How Remortgaging Works
Remortgaging means switching your existing mortgage to a new deal, either with your current lender (a product transfer) or with a different provider. If you need to raise additional funds, you can borrow more than your outstanding balance as part of the new mortgage — this is known as capital raising or remortgaging to release equity.
Here is how the process typically works:
- Application: You apply for a new mortgage that covers your existing balance plus any additional amount you wish to borrow.
- Valuation: The new lender values your property to confirm there is sufficient equity.
- Affordability assessment: Your income, outgoings, and credit history are assessed to ensure you can afford the new, larger mortgage.
- Legal work: A solicitor handles the transfer of the mortgage from your old lender to the new one.
- Completion: Your old mortgage is paid off, and the new mortgage — including any additional borrowing — begins.
The entire process typically takes four to eight weeks, though this can vary. You end up with a single mortgage, a single monthly payment, and a single interest rate applied to the whole amount borrowed.
Key advantages of remortgaging:
- Often the cheapest way to borrow if you can access a competitive rate on the full amount.
- Single monthly payment to manage.
- Wide range of products and lenders available.
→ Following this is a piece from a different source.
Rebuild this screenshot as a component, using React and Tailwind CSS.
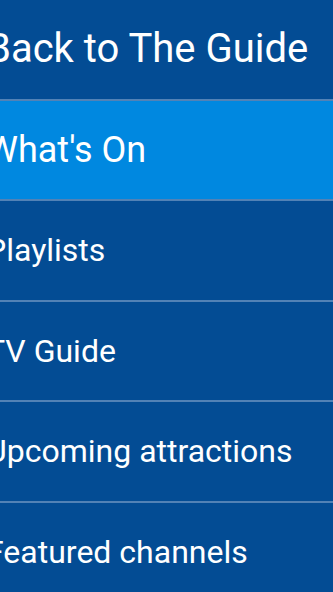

- Opportunity to review your overall mortgage deal at the same time.
Key disadvantages:
- You lose your existing mortgage rate, which may be more competitive than what is currently available.
- Early repayment charges (ERCs) on your current deal can be substantial.
- The process takes longer than a secured loan in some cases.
- You need to pass the new lender's full affordability and credit checks.
How a Secured Loan Works
A secured loan — sometimes called a second charge mortgage or homeowner loan — is a separate loan that is secured against your property alongside your existing mortgage. Your current mortgage remains untouched; the secured loan has its own interest rate, term, and monthly repayment schedule.
The process for obtaining a secured loan involves:
- Application: You apply through a lender or broker, providing details about your property, existing mortgage, income, and borrowing requirements.
- Valuation: The lender arranges a valuation of your property to confirm sufficient equity.
- Consent from your first charge lender: Your existing mortgage lender must give consent for a second charge to be placed on the property. This is normally a formality.
- Legal work: A solicitor registers the second charge against your property.
- Funds released: Once everything is in place, the funds are typically released within two to four weeks.
Key advantages of a secured loan:
- Your existing mortgage remains in place — you keep your current rate and terms.
- Particularly beneficial if you are on a competitive fixed rate with significant ERCs remaining.
- Can be faster to arrange than a remortgage in some cases.
- Specialist lenders may be more flexible with credit issues.
Key disadvantages:
- Interest rates on secured loans are typically higher than first charge mortgage rates.
- You end up with two monthly payments to manage.
- The total cost of borrowing may be higher than remortgaging if you could access a competitive rate on the combined amount.
- Your home is at risk if you fail to keep up with repayments on either the mortgage or the secured loan.
Comparing the Costs: Remortgage vs Secured Loan
Understanding the true cost of each option is crucial when deciding between a remortgage and a secured loan. The cheapest option depends entirely on your individual circumstances.
| Cost factor | Remortgage | Secured Loan |
|---|---|---|
| Interest rate | Usually lower (first charge rate) | Usually higher (second charge rate) |
| Early repayment charges | May apply on existing deal | Not applicable (existing deal stays) |
| Arrangement fees | Varies (some fee-free deals) | Typically applies |
| Valuation fee | Often free with remortgage | Usually charged |
| Legal fees | Often covered by lender | Usually paid by borrower |
| Broker fees | Varies | Varies |
When remortgaging is typically cheaper:
- Your current deal has ended and you are on your lender's standard variable rate (SVR).
- You have no or low early repayment charges on your existing mortgage.
- The current mortgage market offers rates significantly better than secured loan rates.
- You need to borrow a large amount, making the lower interest rate on a remortgage more impactful over the loan term.
When a secured loan is typically cheaper:
- You are on a competitive fixed rate with substantial ERCs remaining. The cost of paying the ERCs can outweigh the savings from a lower remortgage rate.
- You only need to borrow a relatively small amount. Taking the higher secured loan rate on a small sum may cost less overall than remortgaging the entire balance at a slightly higher rate than your current deal.
- Your circumstances have changed (income reduction, credit issues) and you would not qualify for a competitive remortgage rate.
The best way to determine which is cheaper for your specific situation is to have a broker run the numbers on both options side by side, factoring in all fees, charges, and the total cost over the life of each loan.